La tragedia che affligge la Repubblica Democratica del Congo non sembra avere fine. Il Paese è teatro di sanguinosi conflitti dal 1960, anno dell’indipendenza dal Belgio. Da quel momento il Congo non ha mai conosciuto una pace stabile tanto che tra il 1997 e il 2003 è stato teatro di un conflitto passato alla storia come la “Prima Guerra Mondiale africana”, che vide coinvolte otto nazioni africane e 25 gruppi armati, molti dei quali attivi ancora oggi.
La devastazione degli ultimi 50 anni fa pensare alla crisi in Congo come una tra le quattro peggiori crisi in atto nel mondo accanto a Siria, Yemen e Sud Sudan.
Ma a tormentare il paese oltre all’instabilità politica si è aggiunta l’esplosione del virus Ebola (più di 300 i morti accertati e 554 i casi confermati nelle due enormi province del Kivu settentrionale e dell’Ituri) e la diffusione in varie zone del Paese della violenza che sfocia spesso in veri e propri massacri.
La previsione è che: «La crescente instabilità politica e la gigantesca crisi umanitaria nella Repubblica democratica del Congo daranno origine a una mega-crisi nel continente africano».
Ad affermarlo, Ulrika Blom, direttrice del Consiglio norvegese per i rifugiati nella Repubblica Democratica del Congo, che nei primi giorni di dicembre 2018 ha lanciato l’allarme.

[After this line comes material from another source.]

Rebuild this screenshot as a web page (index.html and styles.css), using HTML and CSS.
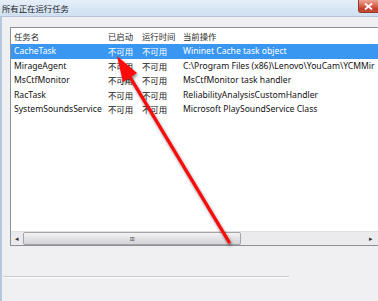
FILE: index.html
```html
<!DOCTYPE html>
<html lang="zh">
<head>
<meta charset="utf-8">
<link rel="stylesheet" href="styles.css">
</head>
<body>
<div class="window">
  <div class="titlebar">
    <span class="title">所有正在运行任务</span>
    <span class="close"><svg class="close-x" width="9" height="7" viewBox="0 0 9 7"><path d="M1 0.5 L8 6.5 M8 0.5 L1 6.5" stroke="#ffffff" stroke-width="1.8"/></svg></span>
  </div>
  <div class="body">
    <div class="listbox">
      <div class="grid header">
        <div class="cell">任务名</div>
        <div class="cell">已启动</div>
        <div class="cell">运行时间</div>
        <div class="cell">当前操作</div>
      </div>
      <div class="grid row selected">
        <div class="cell">CacheTask</div>
        <div class="cell">不可用</div>
        <div class="cell">不可用</div>
        <div class="cell">Wininet Cache task object</div>
      </div>
      <div class="grid row">
        <div class="cell">MirageAgent</div>
        <div class="cell">不可用</div>
        <div class="cell">不可用</div>
        <div class="cell">C:\Program Files (x86)\Lenovo\YouCam\YCMMir</div>
      </div>
      <div class="grid row">
        <div class="cell">MsCtfMonitor</div>
        <div class="cell">不可用</div>
        <div class="cell">不可用</div>
        <div class="cell">MsCtfMonitor task handler</div>
      </div>
      <div class="grid row">
        <div class="cell">RacTask</div>
        <div class="cell">不可用</div>
        <div class="cell">不可用</div>
        <div class="cell">ReliabilityAnalysisCustomHandler</div>
      </div>
      <div class="grid row">
        <div class="cell">SystemSoundsService</div>
        <div class="cell">不可用</div>
        <div class="cell">不可用</div>
        <div class="cell">Microsoft PlaySoundService Class</div>
      </div>
      <div class="fill"></div>
      <div class="scrollbar">
        <div class="sb-btn left">◂</div>
        <div class="thumb"><span class="grip">III</span></div>
        <div class="track"></div>
        <div class="sb-btn right">▸</div>
      </div>
    </div>
    <div class="sep"></div>
  </div>
  <svg class="arrow" width="378" height="301" viewBox="0 0 378 301">
    <line x1="229" y1="242" x2="127" y2="72" stroke="#ff0a0a" stroke-width="3.4" stroke-linecap="round"/>
    <polygon points="117,56 137,73 123,82" fill="#ff0a0a"/>
  </svg>
</div>
</body>
</html>
```

FILE: styles.css
```css
* { box-sizing: border-box; }
html, body {
  margin: 0;
  padding: 0;
  width: 378px;
  height: 301px;
  overflow: hidden;
  background: #f0f0f0;
}
.window {
  position: relative;
  width: 378px;
  height: 301px;
  display: flex;
  flex-direction: column;
  font-family: "Noto Sans", "Noto Sans CJK SC", sans-serif;
  font-size: 8.6px;
  color: #111;
}
.titlebar {
  height: 17px;
  flex: none;
  display: flex;
  align-items: flex-start;
  background: linear-gradient(to bottom, #e6eff9 0%, #d6e5f4 60%, #d0e0f2 100%);
  border-bottom: 1px solid #b5c4d6;
}
.title {
  flex: 1;
  padding: 2px 0 0 2px;
  font-family: "Noto Sans CJK SC", sans-serif;
  font-size: 8.4px;
  line-height: 12px;
  color: #1a1a1a;
}
.close {
  flex: 0 0 20px;
  width: 20px;
  height: 13px;
  background-color: #cf4f38;
  background-image: linear-gradient(to bottom, #eaa594, #d9634b 45%, #c23a26 70%, #d0553c);
  box-shadow: inset 1px 0 0 #8c3a2c, inset 0 -1px 0 #8c3a2c;
  border-bottom-left-radius: 3px;
  display: flex;
  align-items: center;
  justify-content: center;
}
.close-x { display: block; }
.body {
  flex: 1;
  display: flex;
  flex-direction: column;
  padding: 10px 0 0 8px;
  border-left: 2px solid #b4c8de;
  background: #f0eff2;
}
.listbox {
  width: 368px;
  height: 219px;
  background: #fff;
  border: 1px solid #8c9096;
  border-right: none;
  display: flex;
  flex-direction: column;
  overflow: hidden;
}
.grid {
  display: grid;
  grid-template-columns: 94px 34px 41px 1fr;
  white-space: nowrap;
}
.cell {
  padding-left: 3px;
  overflow: hidden;
}
.header {
  height: 16px;
  line-height: 16px;
  font-family: "Noto Sans CJK SC", sans-serif;
  font-size: 8.4px;
  color: #2a2a2a;
}
.row {
  height: 14.5px;
  line-height: 14.5px;
}
.row .cell:nth-child(2), .row .cell:nth-child(3) {
  font-family: "Noto Sans CJK SC", sans-serif;
  font-size: 8.4px;
}
.selected {
  background: #3997f1;
  color: #fff;
}
.fill { flex: 1; }
.scrollbar {
  height: 14px;
  flex: none;
  display: flex;
  background: #ebebed;
  border-top: 1px solid #e0e0e0;
}
.sb-btn {
  width: 12px;
  font-size: 7px;
  line-height: 13px;
  text-align: center;
  color: #333;
}
.sb-btn.right {
  width: 9px;
  text-align: left;
}
.thumb {
  width: 218px;
  height: 13px;
  border: 1px solid #a4a4a8;
  border-radius: 2px;
  background: linear-gradient(to bottom, #f4f4f6 0%, #e2e2e6 50%, #d2d2d8 100%);
  display: flex;
  justify-content: center;
  align-items: center;
}
.grip {
  font-size: 6px;
  letter-spacing: -0.5px;
  color: #555;
  line-height: 6px;
}
.track { flex: 1; }
.sep {
  margin-top: 30px;
  margin-left: -7px;
  width: 286px;
  height: 2px;
  border-top: 1px solid #c9c9cc;
  border-bottom: 1px solid #fbfbfb;
}
.arrow {
  position: absolute;
  left: 0;
  top: 0;
  filter: drop-shadow(1.5px 2px 1.5px rgba(0,0,0,0.45));
  pointer-events: none;
}
```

Un avvertimento condiviso anche dal rapporto diffuso dai ricercatori del Centro di monitoraggio dei trasferimenti forzati interni (Idmc), da cui emerge che è il Congo il Paese con il maggior numero di sfollati interni, tanto da superare tutte le altre emergenze in corso a livello mondiale.
Questo primato è il risultato della brutale ondata di violenza iniziata nel 2016, che solo nel 2018 ha costretto oltre 1,7 milioni di persone a lasciare le proprie case.
Lo stesso Papa Francesco dopo la recita dell’Angelus il 30 dicembre ha detto:
“Cari fratelli e sorelle,
Preghiamo insieme per tutti coloro che nella Repubblica Democratica del Congo soffrono per la violenza e per l’Ebola. Preghiamo anche affinché nel Paese le elezioni si svolgano in un clima di pace e rispetto”.
Appello che non è però stato ascoltato dalle autorità visto che da lì a poco sarebbe stato proclamato il blocco delle connessioni ad Internet, l’invio dei messaggi Sms e il rinvio della pubblicazione dei risultati elettorali. Tutte decisioni che hanno incrementato la violenza, visto il timore che l’attuale presidente Kabila possa voler mantenere ancora il potere.